The startup function for the kernel (also called the swapper or process 0) establishes memory management (paging tables and memory paging), detects the type of CPU and any additional functionality such as floating point capabilities, and then switches to non-architecture specific Linux kernel functionality via a call to start_kernel().

start_kernel executes a wide range of initialization functions. It sets up interrupt handling (IRQs), further configures memory, starts the Init process (the first user-space process), and then starts the idle task via cpu_idle(). Notably, the kernel startup process also mounts the initial RAM disk ("initrd") that was loaded previously as the temporary root file system during the boot phase. The initrd allows driver modules to be loaded directly from memory, without reliance upon other devices (e.g. a hard disk) and the drivers that are needed to access them (e.g. a SATA driver). This split of some drivers statically compiled into the kernel and other drivers loaded from initrd allows for a smaller kernel. The root file system is later switched via a call to pivot_root() which unmounts the temporary root file system and replaces it with the use of the real one, once the latter is accessible. The memory used by the temporary root file system is then reclaimed.

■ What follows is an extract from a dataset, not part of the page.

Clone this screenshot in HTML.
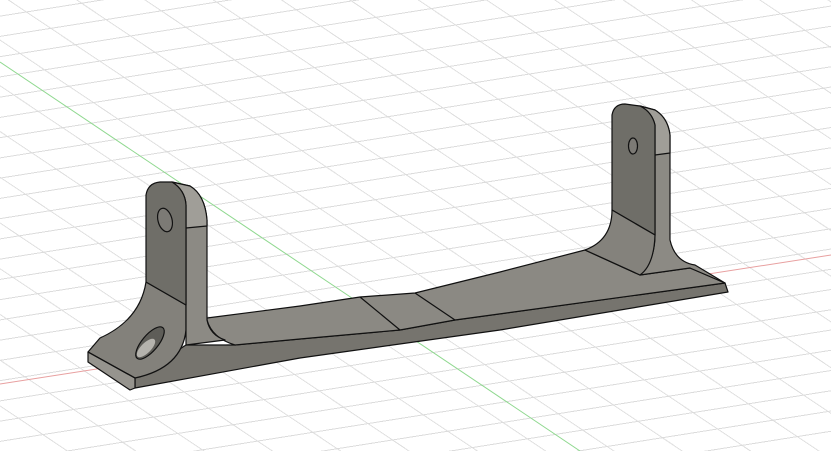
<!DOCTYPE html><html><head><style>
html,body{margin:0;padding:0}
body{width:831px;height:451px;overflow:hidden;background:#fff;position:relative}
.g{position:absolute;inset:0;background:
repeating-linear-gradient(351deg,transparent 0 19px,#dcdcdc 19px 20px),
repeating-linear-gradient(33.8deg,transparent 0 37px,#e0e0e0 37px 38px)}
svg{position:absolute;left:0;top:0}
</style></head><body><div class="g"></div>
<svg width="831" height="451" viewBox="0 0 831 451">
<line x1="0" y1="62" x2="580" y2="451" stroke="#8fd88f" stroke-width="1"/>
<line x1="0" y1="384" x2="831" y2="255" stroke="#e8a0a0" stroke-width="1"/>
<g stroke="#111" stroke-width="1.2" stroke-linejoin="round">
<!-- bar front face -->
<path d="M186,345 L235,345 L300,339 L400,330 L455,320 L725,283 L728,292 L500,330 L300,358 L135,388 L135,378 Z" fill="#76746e"/>
<!-- bar top surface -->
<path d="M207,318 L300,306 L360,297 L415,293 L500,272 L585,250 L640,275 L690,268 L725,283 L455,320 L400,330 L300,339 L235,345 Q212,338 207,320 Z" fill="#8b8983"/>
<path d="M360,297 L400,330 M415,293 L455,320 M585,250 L640,275" fill="none"/>
<!-- left foot -->
<path d="M146,282 Q140,320 100,338 L88,352 L135,378 Q182,368 186,330 L186,300 Z" fill="#83817b"/>
<path d="M88,352 L88,362 L130,390 L135,388 L135,378 Z" fill="#96948e"/>
<path d="M146,282 L186,305" fill="none"/>
<path d="M88,352 L135,378" fill="none"/>
<ellipse cx="150" cy="343" rx="8" ry="20" transform="rotate(40 150 343)" fill="#5e5d58"/>
<ellipse cx="146" cy="348" rx="5" ry="12" transform="rotate(45 146 348)" fill="#b5b3ad" stroke="none"/>
<!-- left upright side -->
<path d="M172,182 L190,186 Q205,195 207,220 L207,320 Q210,335 225,340 L186,345 L186,205 Q185,190 172,182 Z" fill="#8c8a84"/>
<path d="M172,182 Q185,190 186,205 L186,228 L207,226 L207,220 Q205,195 190,186 Z" fill="#a09e98"/>
<!-- left upright front -->
<path d="M146,195 Q148,183 160,182 L172,182 Q185,190 186,205 L186,305 L146,282 Z" fill="#6f6e68"/>
<ellipse cx="165" cy="220" rx="7" ry="12" transform="rotate(-15 165 220)" fill="#7c7a75"/>
<!-- right upright side -->
<path d="M640,106 L655,110 Q668,118 670,135 L670,240 Q675,262 695,265 L725,283 L690,268 L640,275 Q655,260 655,235 L655,125 Q652,112 640,106 Z" fill="#8c8a84"/>
<path d="M640,106 L655,110 Q668,118 670,135 L670,153 L655,155 L655,125 Q652,112 640,106 Z" fill="#a09e98"/>
<!-- right upright front -->
<path d="M612,115 Q614,104 625,104 L640,106 Q652,112 655,125 L655,235 L612,210 Z" fill="#6f6e68"/>
<path d="M612,210 L655,235 Q654,265 640,275 L585,250 Q612,240 612,210 Z" fill="#84827c"/>
<ellipse cx="633" cy="146" rx="4.5" ry="8" fill="#7c7a75"/>
</g>
</svg></body></html>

Thus, the kernel initializes devices, mounts the root filesystem specified by the boot loader as read only, and runs Init (/sbin/init) which is designated as the first process run by the system (PID = 1). A message is printed by the kernel upon mounting the file system, and by Init upon starting the Init process. It may also optionally run Initrd to allow setup and device related matters (RAM disk or similar) to be handled before the root file system is mounted.

According to Red Hat, the detailed kernel process at this stage is therefore summarized as follows:
"When the kernel is loaded, it immediately initializes and configures the computer's memory and configures the various hardware attached to the system, including all processors, I/O subsystems, and storage devices. It then looks for the compressed initrd image in a predetermined location in memory, decompresses it, mounts it, and loads all necessary drivers. Next, it initializes virtual devices related to the file system, such as LVM or software RAID before unmounting the initrd disk image and freeing up all the memory the disk image once occupied. The kernel then creates a root device, mounts the root partition read-only, and frees any unused memory. At this point, the kernel is loaded into memory and operational. However, since there are no user applications that allow meaningful input to the system, not much can be done with it." An initramfs-style boot is similar, but not identical to the described initrd boot.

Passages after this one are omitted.